INSTRUCTIONS FOR THE TASK - No images are to be carried over; print all other material exactly as it stands.
:::::
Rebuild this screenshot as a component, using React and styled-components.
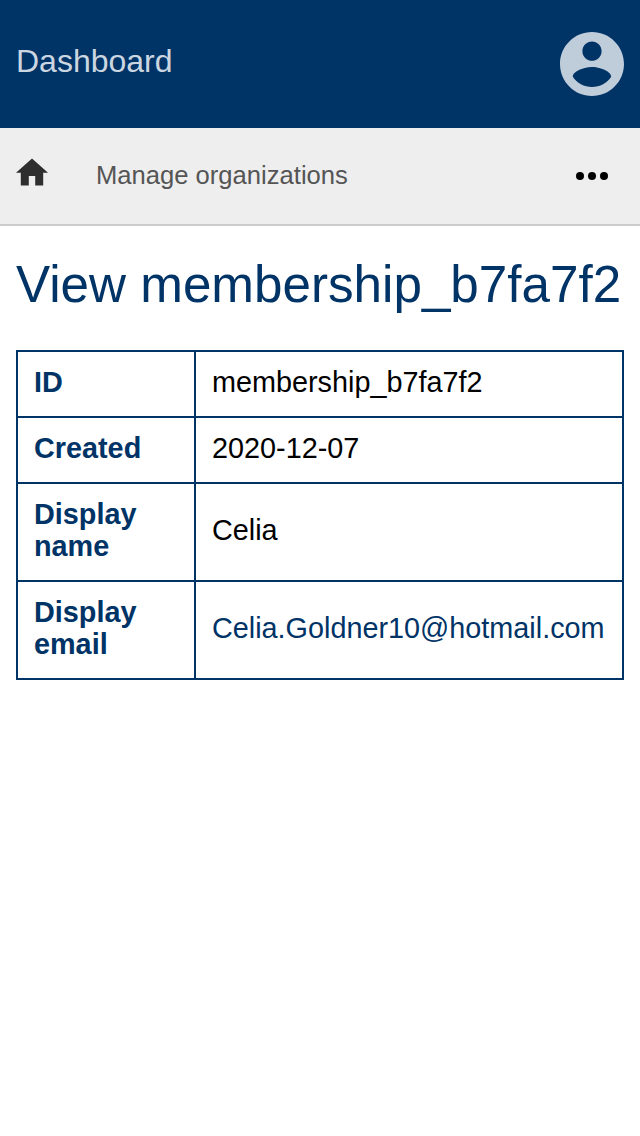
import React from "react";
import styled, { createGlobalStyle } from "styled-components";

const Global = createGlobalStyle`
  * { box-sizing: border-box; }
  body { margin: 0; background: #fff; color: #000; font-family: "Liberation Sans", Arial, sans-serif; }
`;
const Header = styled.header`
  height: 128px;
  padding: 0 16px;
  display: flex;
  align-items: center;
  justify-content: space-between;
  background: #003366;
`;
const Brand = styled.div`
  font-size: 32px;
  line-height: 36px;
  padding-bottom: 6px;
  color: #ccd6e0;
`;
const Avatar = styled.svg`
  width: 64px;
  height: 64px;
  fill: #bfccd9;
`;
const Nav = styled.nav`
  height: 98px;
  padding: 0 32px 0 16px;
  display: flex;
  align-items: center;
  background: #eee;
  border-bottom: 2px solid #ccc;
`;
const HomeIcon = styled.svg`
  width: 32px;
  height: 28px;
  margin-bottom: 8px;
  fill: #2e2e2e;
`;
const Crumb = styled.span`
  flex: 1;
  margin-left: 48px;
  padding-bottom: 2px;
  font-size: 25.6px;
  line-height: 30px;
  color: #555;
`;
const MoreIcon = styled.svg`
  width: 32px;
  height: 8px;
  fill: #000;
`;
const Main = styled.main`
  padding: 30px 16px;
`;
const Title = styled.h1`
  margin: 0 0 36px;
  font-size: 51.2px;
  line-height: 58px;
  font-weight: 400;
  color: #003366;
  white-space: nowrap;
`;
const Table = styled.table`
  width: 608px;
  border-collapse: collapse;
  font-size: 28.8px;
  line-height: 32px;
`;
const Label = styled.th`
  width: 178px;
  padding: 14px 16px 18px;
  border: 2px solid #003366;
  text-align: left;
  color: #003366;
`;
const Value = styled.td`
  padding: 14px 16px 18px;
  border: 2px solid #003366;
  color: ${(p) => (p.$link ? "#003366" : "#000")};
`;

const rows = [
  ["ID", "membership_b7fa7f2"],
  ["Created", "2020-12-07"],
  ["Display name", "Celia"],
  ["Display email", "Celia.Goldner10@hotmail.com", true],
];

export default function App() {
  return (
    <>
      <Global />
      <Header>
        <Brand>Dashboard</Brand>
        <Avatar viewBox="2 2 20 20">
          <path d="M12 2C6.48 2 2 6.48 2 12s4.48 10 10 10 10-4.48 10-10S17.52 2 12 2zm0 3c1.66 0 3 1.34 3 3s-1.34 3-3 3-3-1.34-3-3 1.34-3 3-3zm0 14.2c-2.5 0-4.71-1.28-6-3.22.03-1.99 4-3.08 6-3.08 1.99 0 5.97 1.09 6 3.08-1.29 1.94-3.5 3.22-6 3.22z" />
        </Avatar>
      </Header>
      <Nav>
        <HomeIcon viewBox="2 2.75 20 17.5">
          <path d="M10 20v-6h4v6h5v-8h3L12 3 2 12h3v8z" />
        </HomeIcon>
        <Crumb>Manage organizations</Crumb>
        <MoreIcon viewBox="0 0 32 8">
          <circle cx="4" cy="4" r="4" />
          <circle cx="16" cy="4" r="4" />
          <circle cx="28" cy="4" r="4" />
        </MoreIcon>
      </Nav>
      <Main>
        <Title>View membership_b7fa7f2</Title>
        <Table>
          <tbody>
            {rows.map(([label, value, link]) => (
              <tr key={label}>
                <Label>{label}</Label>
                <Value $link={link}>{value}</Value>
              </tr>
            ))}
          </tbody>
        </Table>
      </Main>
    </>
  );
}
:::::
EXERCISE OUTPUT -
Rebuild this screenshot as a component, using React and styled-components.
import React from "react";
import styled, { createGlobalStyle } from "styled-components";

const Global = createGlobalStyle`
  * { box-sizing: border-box; }
  body { margin: 0; background: #fff; color: #000; font-family: "Liberation Sans", Arial, sans-serif; }
`;
const Header = styled.header`
  height: 128px;
  padding: 0 16px;
  display: flex;
  align-items: center;
  justify-content: space-between;
  background: #003366;
`;
const Brand = styled.div`
  font-size: 32px;
  line-height: 36px;
  padding-bottom: 6px;
  color: #ccd6e0;
`;
const Avatar = styled.svg`
  width: 64px;
  height: 64px;
  fill: #bfccd9;
`;
const Nav = styled.nav`
  height: 98px;
  padding: 0 32px 0 16px;
  display: flex;
  align-items: center;
  background: #eee;
  border-bottom: 2px solid #ccc;
`;
const HomeIcon = styled.svg`
  width: 32px;
  height: 28px;
  margin-bottom: 8px;
  fill: #2e2e2e;
`;
const Crumb = styled.span`
  flex: 1;
  margin-left: 48px;
  padding-bottom: 2px;
  font-size: 25.6px;
  line-height: 30px;
  color: #555;
`;
const MoreIcon = styled.svg`
  width: 32px;
  height: 8px;
  fill: #000;
`;
const Main = styled.main`
  padding: 30px 16px;
`;
const Title = styled.h1`
  margin: 0 0 36px;
  font-size: 51.2px;
  line-height: 58px;
  font-weight: 400;
  color: #003366;
  white-space: nowrap;
`;
const Table = styled.table`
  width: 608px;
  border-collapse: collapse;
  font-size: 28.8px;
  line-height: 32px;
`;
const Label = styled.th`
  width: 178px;
  padding: 14px 16px 18px;
  border: 2px solid #003366;
  text-align: left;
  color: #003366;
`;
const Value = styled.td`
  padding: 14px 16px 18px;
  border: 2px solid #003366;
  color: ${(p) => (p.$link ? "#003366" : "#000")};
`;

const rows = [
  ["ID", "membership_b7fa7f2"],
  ["Created", "2020-12-07"],
  ["Display name", "Celia"],
  ["Display email", "Celia.Goldner10@hotmail.com", true],
];

export default function App() {
  return (
    <>
      <Global />
      <Header>
        <Brand>Dashboard</Brand>
        <Avatar viewBox="2 2 20 20">
          <path d="M12 2C6.48 2 2 6.48 2 12s4.48 10 10 10 10-4.48 10-10S17.52 2 12 2zm0 3c1.66 0 3 1.34 3 3s-1.34 3-3 3-3-1.34-3-3 1.34-3 3-3zm0 14.2c-2.5 0-4.71-1.28-6-3.22.03-1.99 4-3.08 6-3.08 1.99 0 5.97 1.09 6 3.08-1.29 1.94-3.5 3.22-6 3.22z" />
        </Avatar>
      </Header>
      <Nav>
        <HomeIcon viewBox="2 2.75 20 17.5">
          <path d="M10 20v-6h4v6h5v-8h3L12 3 2 12h3v8z" />
        </HomeIcon>
        <Crumb>Manage organizations</Crumb>
        <MoreIcon viewBox="0 0 32 8">
          <circle cx="4" cy="4" r="4" />
          <circle cx="16" cy="4" r="4" />
          <circle cx="28" cy="4" r="4" />
        </MoreIcon>
      </Nav>
      <Main>
        <Title>View membership_b7fa7f2</Title>
        <Table>
          <tbody>
            {rows.map(([label, value, link]) => (
              <tr key={label}>
                <Label>{label}</Label>
                <Value $link={link}>{value}</Value>
              </tr>
            ))}
          </tbody>
        </Table>
      </Main>
    </>
  );
}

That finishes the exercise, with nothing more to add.